Pada akhirnya polarisasi telah membentuk penggemar fanatik (fans berat) kepada bintang filmnya (baca: tokoh politik). Satu pihak menjadi penyokong Jokowi, di lain pihak merupakan pendukung Prabowo.
Dalam perkembangan berikutnya, publik terkesima ketika “musuh bebuyutan” Jokowi dalam pilpres dilantik menjadi Menteri Pertahanan dalam Kabinet Indonesia Maju (KIM) 2019-2024 pada hari Rabu, 23/10/2019.
Kalkulasi politik terhadap Jokowi maupun Prabowo berantakan. Pendapat pro dan kontra sontak menyeruak atas bersatunya dua pesaing yang kini telah berjalan bersama dalam satu gerbong pemerintahan. Berbagai polemik, atas pengangkatan mantan Danjen Kopassus tahun 1996 itu sebagai menteri, mengemuka.
Takpelak, peristiwa itu menyebabkan kegaduhan yang lain, diikuti dengan persoalan penanganan Covid-19, paham radikalisme, intoleransi, dan terakhir ihwal vaksinasi, yang seharusnya menjadi perhatian bersama.
Paling mutakhir adalah pelantikan Sandiaga Uno sebagai Menteri Pariwisata dan Ekonomi Kreatif KIM pada hari Rabu, 23/12/2020.

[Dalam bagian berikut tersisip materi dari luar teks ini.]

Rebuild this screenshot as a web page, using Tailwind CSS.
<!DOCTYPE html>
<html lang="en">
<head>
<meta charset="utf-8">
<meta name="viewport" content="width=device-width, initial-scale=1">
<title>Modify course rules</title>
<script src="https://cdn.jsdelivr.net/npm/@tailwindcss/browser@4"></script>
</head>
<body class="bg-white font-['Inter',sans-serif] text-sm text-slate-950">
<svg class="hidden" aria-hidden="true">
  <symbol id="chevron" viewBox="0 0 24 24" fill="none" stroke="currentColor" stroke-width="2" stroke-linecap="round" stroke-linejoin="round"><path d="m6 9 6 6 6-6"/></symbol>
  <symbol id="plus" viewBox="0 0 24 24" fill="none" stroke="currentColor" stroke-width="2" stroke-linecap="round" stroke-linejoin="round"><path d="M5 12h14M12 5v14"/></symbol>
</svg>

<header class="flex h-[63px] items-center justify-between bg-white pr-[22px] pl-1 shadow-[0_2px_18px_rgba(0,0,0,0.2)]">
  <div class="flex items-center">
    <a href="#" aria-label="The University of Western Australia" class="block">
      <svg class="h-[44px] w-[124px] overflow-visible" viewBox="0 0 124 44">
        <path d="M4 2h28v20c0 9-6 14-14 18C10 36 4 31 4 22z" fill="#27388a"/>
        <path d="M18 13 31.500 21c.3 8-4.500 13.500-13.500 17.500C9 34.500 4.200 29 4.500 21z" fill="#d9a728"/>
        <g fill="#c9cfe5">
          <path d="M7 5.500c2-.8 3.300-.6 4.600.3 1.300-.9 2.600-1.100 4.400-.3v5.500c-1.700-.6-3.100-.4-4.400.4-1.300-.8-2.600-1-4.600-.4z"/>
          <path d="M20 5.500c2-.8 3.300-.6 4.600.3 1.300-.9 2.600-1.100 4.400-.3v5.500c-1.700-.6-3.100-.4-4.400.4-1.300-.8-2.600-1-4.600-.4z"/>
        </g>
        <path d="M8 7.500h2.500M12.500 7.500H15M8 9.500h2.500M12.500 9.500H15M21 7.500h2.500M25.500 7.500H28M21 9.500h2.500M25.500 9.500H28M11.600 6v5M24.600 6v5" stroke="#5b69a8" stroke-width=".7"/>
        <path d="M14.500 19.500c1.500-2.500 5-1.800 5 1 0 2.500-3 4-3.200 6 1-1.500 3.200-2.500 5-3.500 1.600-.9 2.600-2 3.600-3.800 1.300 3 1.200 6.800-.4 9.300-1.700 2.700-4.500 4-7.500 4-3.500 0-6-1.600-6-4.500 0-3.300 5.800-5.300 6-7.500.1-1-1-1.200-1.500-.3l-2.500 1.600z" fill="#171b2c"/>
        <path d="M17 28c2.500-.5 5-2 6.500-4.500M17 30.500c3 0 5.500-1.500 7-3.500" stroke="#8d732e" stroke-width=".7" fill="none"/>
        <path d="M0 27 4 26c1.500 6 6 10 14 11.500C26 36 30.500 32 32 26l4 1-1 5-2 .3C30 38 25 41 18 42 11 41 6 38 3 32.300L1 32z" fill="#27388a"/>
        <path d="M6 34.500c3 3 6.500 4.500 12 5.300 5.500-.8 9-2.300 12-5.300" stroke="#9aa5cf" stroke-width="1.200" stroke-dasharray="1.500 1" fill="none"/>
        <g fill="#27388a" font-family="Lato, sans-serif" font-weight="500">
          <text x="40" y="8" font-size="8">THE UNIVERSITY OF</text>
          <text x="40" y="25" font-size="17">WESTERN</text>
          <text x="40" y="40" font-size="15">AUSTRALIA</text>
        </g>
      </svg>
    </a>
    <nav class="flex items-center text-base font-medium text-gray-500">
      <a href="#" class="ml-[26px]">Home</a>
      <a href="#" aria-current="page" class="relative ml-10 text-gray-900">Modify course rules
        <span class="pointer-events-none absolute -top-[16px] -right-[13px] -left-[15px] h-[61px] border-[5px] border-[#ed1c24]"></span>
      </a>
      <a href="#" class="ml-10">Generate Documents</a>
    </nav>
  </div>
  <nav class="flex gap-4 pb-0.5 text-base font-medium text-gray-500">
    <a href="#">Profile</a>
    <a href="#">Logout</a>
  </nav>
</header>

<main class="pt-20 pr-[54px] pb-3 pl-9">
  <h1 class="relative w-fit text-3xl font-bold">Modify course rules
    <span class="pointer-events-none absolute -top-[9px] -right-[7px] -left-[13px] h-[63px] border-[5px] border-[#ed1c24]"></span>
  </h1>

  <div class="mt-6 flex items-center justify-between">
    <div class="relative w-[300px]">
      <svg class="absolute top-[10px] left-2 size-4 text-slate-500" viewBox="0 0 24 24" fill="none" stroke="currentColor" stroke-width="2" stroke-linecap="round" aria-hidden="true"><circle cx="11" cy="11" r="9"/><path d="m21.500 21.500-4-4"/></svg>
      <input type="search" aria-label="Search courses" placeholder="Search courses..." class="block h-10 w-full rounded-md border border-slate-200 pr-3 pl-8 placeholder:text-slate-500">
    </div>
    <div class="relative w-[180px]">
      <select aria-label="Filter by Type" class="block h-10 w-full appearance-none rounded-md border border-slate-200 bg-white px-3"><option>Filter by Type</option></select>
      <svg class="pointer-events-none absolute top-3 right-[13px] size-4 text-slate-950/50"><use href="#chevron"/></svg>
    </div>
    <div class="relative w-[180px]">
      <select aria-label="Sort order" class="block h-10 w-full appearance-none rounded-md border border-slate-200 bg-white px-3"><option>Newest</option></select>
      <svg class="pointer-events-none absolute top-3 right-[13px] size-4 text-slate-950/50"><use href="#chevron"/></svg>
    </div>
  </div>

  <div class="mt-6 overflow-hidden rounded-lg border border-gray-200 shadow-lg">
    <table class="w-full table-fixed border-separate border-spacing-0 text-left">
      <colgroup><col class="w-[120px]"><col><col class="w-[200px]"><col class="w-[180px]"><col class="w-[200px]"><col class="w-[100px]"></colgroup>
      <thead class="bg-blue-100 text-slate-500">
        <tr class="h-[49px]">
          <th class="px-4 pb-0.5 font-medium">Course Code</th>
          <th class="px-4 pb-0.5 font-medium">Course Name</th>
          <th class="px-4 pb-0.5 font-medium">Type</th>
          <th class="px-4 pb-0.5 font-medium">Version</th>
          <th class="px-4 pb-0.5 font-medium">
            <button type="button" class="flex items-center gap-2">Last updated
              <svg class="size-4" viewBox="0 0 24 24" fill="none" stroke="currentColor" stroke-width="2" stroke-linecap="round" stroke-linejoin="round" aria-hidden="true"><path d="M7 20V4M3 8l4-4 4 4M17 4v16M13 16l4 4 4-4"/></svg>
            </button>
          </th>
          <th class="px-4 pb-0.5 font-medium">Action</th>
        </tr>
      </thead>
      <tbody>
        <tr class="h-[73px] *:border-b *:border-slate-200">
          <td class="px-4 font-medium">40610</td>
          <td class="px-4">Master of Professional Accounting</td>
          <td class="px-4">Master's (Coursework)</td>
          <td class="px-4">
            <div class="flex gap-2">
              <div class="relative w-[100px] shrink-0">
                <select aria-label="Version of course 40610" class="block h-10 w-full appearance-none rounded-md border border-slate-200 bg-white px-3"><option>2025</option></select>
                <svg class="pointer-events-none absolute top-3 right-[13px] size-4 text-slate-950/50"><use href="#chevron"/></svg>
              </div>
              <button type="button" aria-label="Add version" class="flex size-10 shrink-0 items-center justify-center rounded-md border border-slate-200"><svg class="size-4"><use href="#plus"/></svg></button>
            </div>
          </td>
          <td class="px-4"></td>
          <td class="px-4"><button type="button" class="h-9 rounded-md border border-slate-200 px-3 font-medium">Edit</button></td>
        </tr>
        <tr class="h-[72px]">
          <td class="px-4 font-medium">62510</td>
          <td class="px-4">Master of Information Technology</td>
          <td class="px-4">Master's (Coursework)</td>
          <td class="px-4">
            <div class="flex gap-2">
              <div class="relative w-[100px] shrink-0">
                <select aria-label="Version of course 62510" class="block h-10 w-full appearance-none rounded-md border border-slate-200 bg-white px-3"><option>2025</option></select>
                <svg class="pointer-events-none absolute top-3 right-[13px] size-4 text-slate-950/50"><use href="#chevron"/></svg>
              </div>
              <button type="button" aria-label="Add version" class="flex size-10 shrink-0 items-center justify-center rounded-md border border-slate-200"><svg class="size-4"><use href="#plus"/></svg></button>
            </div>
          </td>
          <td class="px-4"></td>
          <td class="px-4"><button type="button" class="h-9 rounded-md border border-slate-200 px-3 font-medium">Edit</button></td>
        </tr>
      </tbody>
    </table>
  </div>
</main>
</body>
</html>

Lengkap sudah, dua tokoh politik yang berseberangan telah dirangkul oleh Jokowi masuk dalam jajaran pasukannya untuk memajukan Indonesia.

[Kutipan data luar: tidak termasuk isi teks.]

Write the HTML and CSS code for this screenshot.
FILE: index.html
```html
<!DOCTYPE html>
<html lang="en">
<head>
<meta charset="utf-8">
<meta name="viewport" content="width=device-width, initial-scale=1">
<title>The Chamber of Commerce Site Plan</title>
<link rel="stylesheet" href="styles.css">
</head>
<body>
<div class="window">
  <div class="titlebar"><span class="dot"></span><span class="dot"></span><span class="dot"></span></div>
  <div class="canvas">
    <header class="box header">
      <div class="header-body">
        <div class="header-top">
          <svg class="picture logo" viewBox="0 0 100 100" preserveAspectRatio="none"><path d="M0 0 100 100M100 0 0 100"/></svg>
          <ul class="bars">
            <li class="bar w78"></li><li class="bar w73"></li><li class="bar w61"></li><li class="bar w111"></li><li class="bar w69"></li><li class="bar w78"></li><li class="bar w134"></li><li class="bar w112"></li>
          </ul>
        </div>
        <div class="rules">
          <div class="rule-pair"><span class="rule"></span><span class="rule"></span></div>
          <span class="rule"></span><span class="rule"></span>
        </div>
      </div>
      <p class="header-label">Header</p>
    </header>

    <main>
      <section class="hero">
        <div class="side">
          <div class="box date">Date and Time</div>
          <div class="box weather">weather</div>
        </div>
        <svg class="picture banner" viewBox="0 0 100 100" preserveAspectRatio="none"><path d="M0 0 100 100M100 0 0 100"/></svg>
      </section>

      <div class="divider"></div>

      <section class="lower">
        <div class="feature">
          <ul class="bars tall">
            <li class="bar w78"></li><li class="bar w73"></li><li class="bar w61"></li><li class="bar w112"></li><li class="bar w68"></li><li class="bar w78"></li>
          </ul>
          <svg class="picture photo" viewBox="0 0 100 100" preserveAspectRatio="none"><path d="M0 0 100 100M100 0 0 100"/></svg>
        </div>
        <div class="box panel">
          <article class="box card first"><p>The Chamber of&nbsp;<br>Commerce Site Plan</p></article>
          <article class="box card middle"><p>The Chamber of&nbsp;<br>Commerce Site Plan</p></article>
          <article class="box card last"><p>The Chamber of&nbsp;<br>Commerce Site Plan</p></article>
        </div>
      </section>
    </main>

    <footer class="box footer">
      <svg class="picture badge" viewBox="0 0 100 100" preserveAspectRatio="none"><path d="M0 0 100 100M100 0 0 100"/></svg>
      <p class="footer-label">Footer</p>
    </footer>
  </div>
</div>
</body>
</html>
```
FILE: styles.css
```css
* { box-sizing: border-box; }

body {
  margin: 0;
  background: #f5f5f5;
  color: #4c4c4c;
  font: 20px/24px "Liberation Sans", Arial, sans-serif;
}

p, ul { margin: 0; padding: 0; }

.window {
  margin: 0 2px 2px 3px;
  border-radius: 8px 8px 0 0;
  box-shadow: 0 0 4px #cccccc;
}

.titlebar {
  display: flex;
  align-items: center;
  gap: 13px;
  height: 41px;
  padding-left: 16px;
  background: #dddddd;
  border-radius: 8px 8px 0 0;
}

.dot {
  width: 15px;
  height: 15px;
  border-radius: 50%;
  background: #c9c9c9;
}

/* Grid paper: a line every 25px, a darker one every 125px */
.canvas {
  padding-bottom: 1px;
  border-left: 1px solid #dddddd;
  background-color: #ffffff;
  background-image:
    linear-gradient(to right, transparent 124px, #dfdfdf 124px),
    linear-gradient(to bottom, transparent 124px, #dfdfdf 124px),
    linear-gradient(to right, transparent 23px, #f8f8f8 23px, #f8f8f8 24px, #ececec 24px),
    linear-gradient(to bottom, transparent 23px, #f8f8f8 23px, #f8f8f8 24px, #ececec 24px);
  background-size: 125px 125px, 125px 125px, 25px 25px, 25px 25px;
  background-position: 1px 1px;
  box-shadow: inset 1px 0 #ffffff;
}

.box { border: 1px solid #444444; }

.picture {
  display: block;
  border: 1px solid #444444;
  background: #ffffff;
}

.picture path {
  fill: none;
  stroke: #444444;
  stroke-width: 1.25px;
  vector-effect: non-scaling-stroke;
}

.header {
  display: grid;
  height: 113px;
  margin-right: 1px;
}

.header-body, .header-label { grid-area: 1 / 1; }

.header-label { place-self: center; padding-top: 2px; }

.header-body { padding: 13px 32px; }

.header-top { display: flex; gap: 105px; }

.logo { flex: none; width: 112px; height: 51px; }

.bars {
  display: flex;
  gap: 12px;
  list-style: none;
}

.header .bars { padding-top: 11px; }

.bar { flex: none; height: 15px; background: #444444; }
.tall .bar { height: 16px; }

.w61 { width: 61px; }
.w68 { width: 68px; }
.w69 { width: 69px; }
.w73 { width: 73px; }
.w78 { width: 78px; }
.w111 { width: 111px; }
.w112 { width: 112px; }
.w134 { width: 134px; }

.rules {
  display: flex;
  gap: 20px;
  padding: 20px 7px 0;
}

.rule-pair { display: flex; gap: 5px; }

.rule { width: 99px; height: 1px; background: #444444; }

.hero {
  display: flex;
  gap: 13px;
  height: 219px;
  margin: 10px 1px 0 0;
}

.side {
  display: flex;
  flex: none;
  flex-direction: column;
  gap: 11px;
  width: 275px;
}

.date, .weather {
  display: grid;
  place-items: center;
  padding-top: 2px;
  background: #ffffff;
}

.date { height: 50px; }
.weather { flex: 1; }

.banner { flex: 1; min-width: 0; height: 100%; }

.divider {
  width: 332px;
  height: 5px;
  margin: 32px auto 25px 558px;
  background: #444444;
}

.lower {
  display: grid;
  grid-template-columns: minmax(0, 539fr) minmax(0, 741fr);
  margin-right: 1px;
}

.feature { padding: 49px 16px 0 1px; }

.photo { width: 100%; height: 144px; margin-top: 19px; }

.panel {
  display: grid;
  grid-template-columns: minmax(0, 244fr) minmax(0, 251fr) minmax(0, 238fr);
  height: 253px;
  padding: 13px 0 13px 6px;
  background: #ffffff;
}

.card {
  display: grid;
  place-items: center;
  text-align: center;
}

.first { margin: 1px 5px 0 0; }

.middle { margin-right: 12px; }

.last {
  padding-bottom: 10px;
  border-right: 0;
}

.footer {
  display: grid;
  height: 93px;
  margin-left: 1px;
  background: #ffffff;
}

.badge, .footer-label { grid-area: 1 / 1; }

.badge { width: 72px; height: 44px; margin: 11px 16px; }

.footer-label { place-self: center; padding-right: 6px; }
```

Sekali lagi, pengangkatan tersebut menimbulkan pernyataan-pernyataan pro dan kontra. Sebagian pihak memuji langkah itu sebagai angin segar untuk mengurai rivalitas pilpres 2019 yang terlanjur mengakar di dalam masyarakat. Sebaliknya, ada pihak yang kecewa, karena merasa perjuangan partai politik yang tergabung di dalam koalisi pendukung Jokowi-Ma’ruf menjadi sia-sia.
Persepsi tentang tokoh-tokoh yang tadinya “dimainkan” dalam kerangka cerita dengan peran sosok serba hitam putih, atau dengan kata lain, digambarkan sebagai tokoh “baik” versus “tokoh” buruk mendadak runtuh. Meskipun demikian, tetap saja ada pihak-pihak yang menghendaki siklus konflik usai dan mengusung berbagai isu atau topik pemecah agar rivalitas maupun ketegangan politik tidak terselesaikan.
Kendati belum ada penelitian yang mendukung, patut diduga bahwa rivalitas pilpres 55,50 versus 44,50 persen sudah tidak relevan lagi apabila diungkit saat sekarang. Dikotomi Cebong lawan Kampret menjadi tidak mutakhir dalam perdebatan-perdebatan.
Pun jika masih ada pihak yang membicarakannya, maka hal itu sudah tidak akan menjadi perhatian sebagian masyarakat Indonesia. Dugaan kuat saya, bagian terbesar warga Indonesia sudah jenuh dengan pertengkaran yang berakhir dengan kegaduhan. Indikasinya, kian menyurutnya tingkat kekerapan penggunaan frasa cebong kampret dalam percakapan di medsos dan berita.
Dalam percaturan kehidupan bernegara, saya terlibat dalam preferensi politik dan kemudian larut dalam hiruk-pikuk pemilihan.